Job => Filter the records below down to lines containing "that".

Material provided =>
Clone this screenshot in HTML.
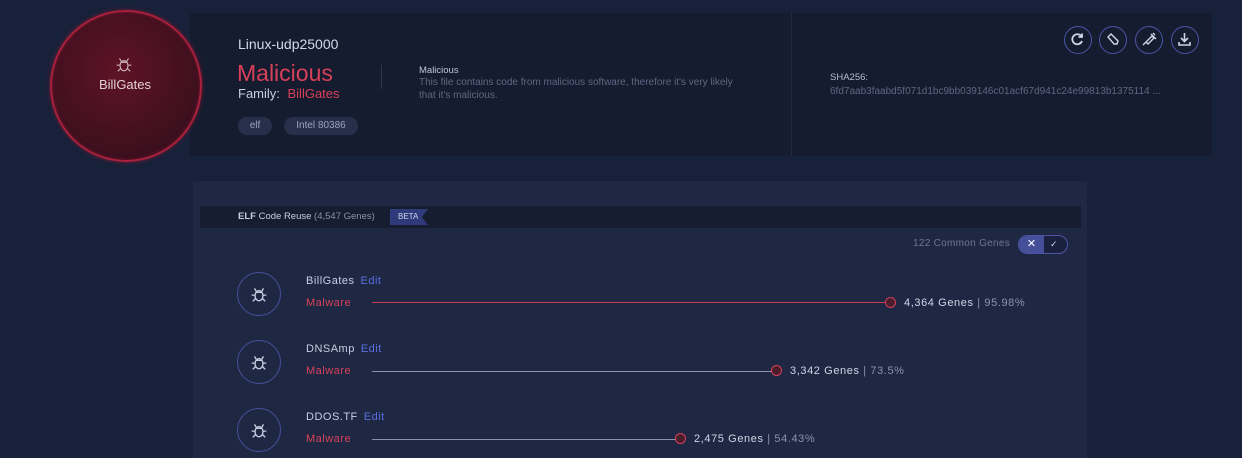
<!DOCTYPE html>
<html><head><style>
*{margin:0;padding:0;box-sizing:border-box}
body{width:1242px;height:458px;background:#18213a;font-family:"Liberation Sans",sans-serif;position:relative;overflow:hidden;color:#c8cde0}
.a{position:absolute}
.top{left:190px;top:13px;width:1022px;height:143px;background:#151c2f}
.circle{left:50px;top:10px;width:152px;height:152px;border-radius:50%;background:radial-gradient(circle at 45% 40%,#5e1326,#3a0f1d 75%);border:2px solid #a8203c;box-shadow:0 0 4px #7a1830,inset 0 0 3px #7a1830}
.pill{height:18px;border-radius:9px;background:#27304a;font-size:10px;color:#9aa2bc;text-align:center;line-height:18px}
.btn{width:28px;height:28px;border-radius:50%;border:1.5px solid #4a55a8;top:26px}
.panel{left:193px;top:181px;width:894px;height:277px;background:#1f2843}
.bar{left:200px;top:206px;width:881px;height:22px;background:#161d31}
.ic{width:44px;height:44px;border-radius:50%;border:1.5px solid #46509a;left:237px}
.nm{font-size:11px;color:#c8cde0;left:306px;letter-spacing:.5px}
.nm span{color:#5a6ee0;margin-left:6px}
.mw{font-size:11px;color:#d8405a;left:306px;letter-spacing:.5px}
.ln{height:1px;background:#c83a52;left:372px}
.dot{width:11px;height:11px;border-radius:50%;border:1.5px solid #d8405a;background:#4a1d2c}
.gn{font-size:11px;color:#d0d4e4;letter-spacing:.6px}
.gn span{color:#8a92ac}
</style></head><body>
<div class="a top"></div>
<div class="a" style="left:791px;top:13px;width:1px;height:143px;background:#222a40"></div>
<div class="a circle"></div>
<svg class="a" style="left:115px;top:55px" width="18" height="18" viewBox="0 0 16 16" fill="none" stroke="#d8c0c8" stroke-width="0.9"><ellipse cx="8" cy="9.5" rx="3.5" ry="4.5"/><path d="M5.5 5.5 L4 3 M10.5 5.5 L12 3 M4.5 9 H1.5 M11.5 9 H14.5 M5 12 L2.5 14.5 M11 12 L13.5 14.5 M5 6.5 H11"/></svg>
<div class="a" style="left:50px;width:150px;top:77px;text-align:center;font-size:13px;color:#e4d0d6">BillGates</div>
<div class="a" style="left:238px;top:36px;font-size:14px;color:#d4d8e6">Linux-udp25000</div>
<div class="a" style="left:237px;top:60px;font-size:23px;color:#d8405a">Malicious</div>
<div class="a" style="left:238px;top:86px;font-size:13px;color:#c8cde0">Family: <span style="color:#d8405a;margin-left:4px">BillGates</span></div>
<div class="a" style="left:381px;top:65px;width:1px;height:24px;background:#2e364e"></div>
<div class="a" style="left:419px;top:65px;font-size:9.5px;color:#c0c6d8">Malicious</div>
<div class="a" style="left:419px;top:77px;font-size:10px;color:#5e6684;width:330px;line-height:12.5px">This file contains code from malicious software, therefore it's very likely that it's malicious.</div>
<div class="a pill" style="left:238px;top:117px;width:34px">elf</div>
<div class="a pill" style="left:284px;top:117px;width:74px">Intel 80386</div>
<div class="a" style="left:830px;top:72px;font-size:9.5px;color:#b8bed0">SHA256:</div>
<div class="a" style="left:830px;top:86px;font-size:10px;color:#5e6684">6fd7aab3faabd5f071d1bc9bb039146c01acf67d941c24e99813b1375114 ...</div>
<div class="a btn" style="left:1064px"><svg width="25" height="25" viewBox="0 0 25 25" fill="none" stroke="#d0d4e4" stroke-width="1.8"><path d="M16.5 9.5 A5 5 0 1 0 17 14"/><path d="M17 6.5 V10 H13.5"/></svg></div>
<div class="a btn" style="left:1099px"><svg width="25" height="25" viewBox="0 0 25 25" fill="none" stroke="#d0d4e4" stroke-width="1.4"><path d="M8 10 L11 7 L18 14 L17 17 L14 17 Z"/></svg></div>
<div class="a btn" style="left:1135px"><svg width="25" height="25" viewBox="0 0 25 25" fill="none" stroke="#d0d4e4" stroke-width="1.4"><path d="M7 18 L10 15 M10 15 L16 9 L18 11 L12 17 Z M15 7 L20 12 M17 6 L19 8"/></svg></div>
<div class="a btn" style="left:1171px"><svg width="25" height="25" viewBox="0 0 25 25" fill="none" stroke="#d0d4e4" stroke-width="1.6"><path d="M12.5 6 V14 M9 11 L12.5 14.5 L16 11 M7 15 V18 H18 V15"/></svg></div>
<div class="a panel"></div>
<div class="a bar"></div>
<div class="a" style="left:238px;top:211px;font-size:9.5px;color:#c8cde0"><b>ELF</b> Code Reuse <span style="color:#8a92ac">(4,547 Genes)</span></div>
<div class="a" style="left:390px;top:209px;width:38px;height:16px;background:#2e3a7a;clip-path:polygon(0 0,100% 0,84% 50%,100% 100%,0 100%);font-size:8px;color:#d0d4ec;line-height:16px;padding-left:8px">BETA</div>
<div class="a" style="left:913px;top:238px;font-size:10px;color:#6e768e;letter-spacing:.3px">122 Common Genes</div>
<div class="a" style="left:1018px;top:235px;width:50px;height:19px;border-radius:10px;border:1.5px solid #4a55a8;background:#1a2140;overflow:hidden"><div style="width:25px;height:100%;background:#46509a;color:#fff;font-size:11px;text-align:center;line-height:16px">✕</div><div class="a" style="left:31px;top:0;color:#d0d4e4;font-size:9px;line-height:16px">✓</div></div>

<div class="a ic" style="top:272px"></div>
<div class="a ic" style="top:340px"></div>
<div class="a ic" style="top:408px"></div>
<svg class="a" style="left:250px;top:285px" width="18" height="18" viewBox="0 0 16 16" fill="none" stroke="#c8cde0" stroke-width="1.2"><ellipse cx="8" cy="9.5" rx="3.5" ry="4.5"/><path d="M5.5 5.5 L4 3 M10.5 5.5 L12 3 M4.5 9 H1.5 M11.5 9 H14.5 M5 12 L2.5 14.5 M11 12 L13.5 14.5 M5 6.5 H11"/></svg>
<svg class="a" style="left:250px;top:353px" width="18" height="18" viewBox="0 0 16 16" fill="none" stroke="#c8cde0" stroke-width="1.2"><ellipse cx="8" cy="9.5" rx="3.5" ry="4.5"/><path d="M5.5 5.5 L4 3 M10.5 5.5 L12 3 M4.5 9 H1.5 M11.5 9 H14.5 M5 12 L2.5 14.5 M11 12 L13.5 14.5 M5 6.5 H11"/></svg>
<svg class="a" style="left:250px;top:421px" width="18" height="18" viewBox="0 0 16 16" fill="none" stroke="#c8cde0" stroke-width="1.2"><ellipse cx="8" cy="9.5" rx="3.5" ry="4.5"/><path d="M5.5 5.5 L4 3 M10.5 5.5 L12 3 M4.5 9 H1.5 M11.5 9 H14.5 M5 12 L2.5 14.5 M11 12 L13.5 14.5 M5 6.5 H11"/></svg>

<div class="a nm" style="top:275px">BillGates<span>Edit</span></div>
<div class="a mw" style="top:297px">Malware</div>
<div class="a ln" style="top:302px;width:514px"></div>
<div class="a dot" style="left:885px;top:297px"></div>
<div class="a gn" style="left:904px;top:297px">4,364 Genes <span>| 95.98%</span></div>

<div class="a nm" style="top:343px">DNSAmp<span>Edit</span></div>
<div class="a mw" style="top:365px">Malware</div>
<div class="a ln" style="top:371px;width:400px;background:#8a90b0"></div>
<div class="a dot" style="left:771px;top:365px"></div>
<div class="a gn" style="left:790px;top:365px">3,342 Genes <span>| 73.5%</span></div>

<div class="a nm" style="top:411px">DDOS.TF<span>Edit</span></div>
<div class="a mw" style="top:433px">Malware</div>
<div class="a ln" style="top:439px;width:304px;background:#8a90b0"></div>
<div class="a dot" style="left:675px;top:433px"></div>
<div class="a gn" style="left:694px;top:433px">2,475 Genes <span>| 54.43%</span></div>
</body></html>
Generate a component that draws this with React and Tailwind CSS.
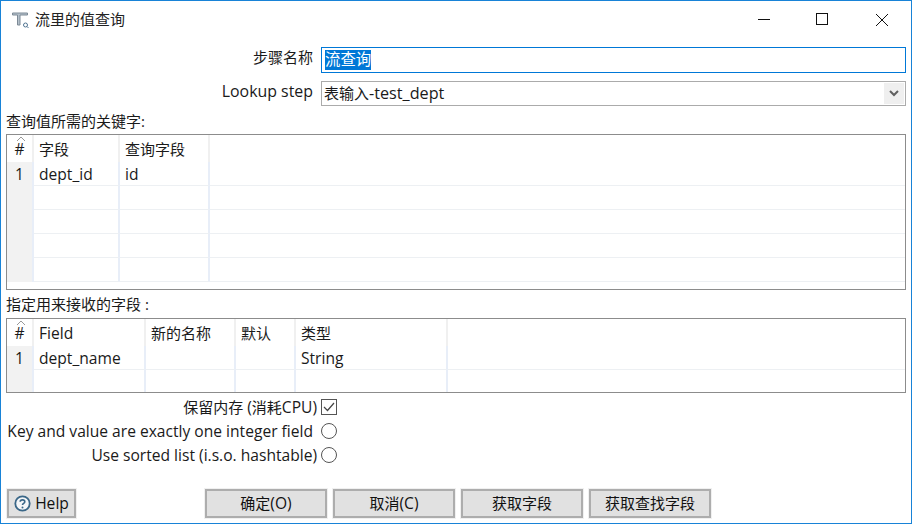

Response to the exercise =>
<div class="a" style="left:419px;top:77px;font-size:10px;color:#5e6684;width:330px;line-height:12.5px">This file contains code from malicious software, therefore it's very likely that it's malicious.</div>
Generate a component that draws this with React and Tailwind CSS.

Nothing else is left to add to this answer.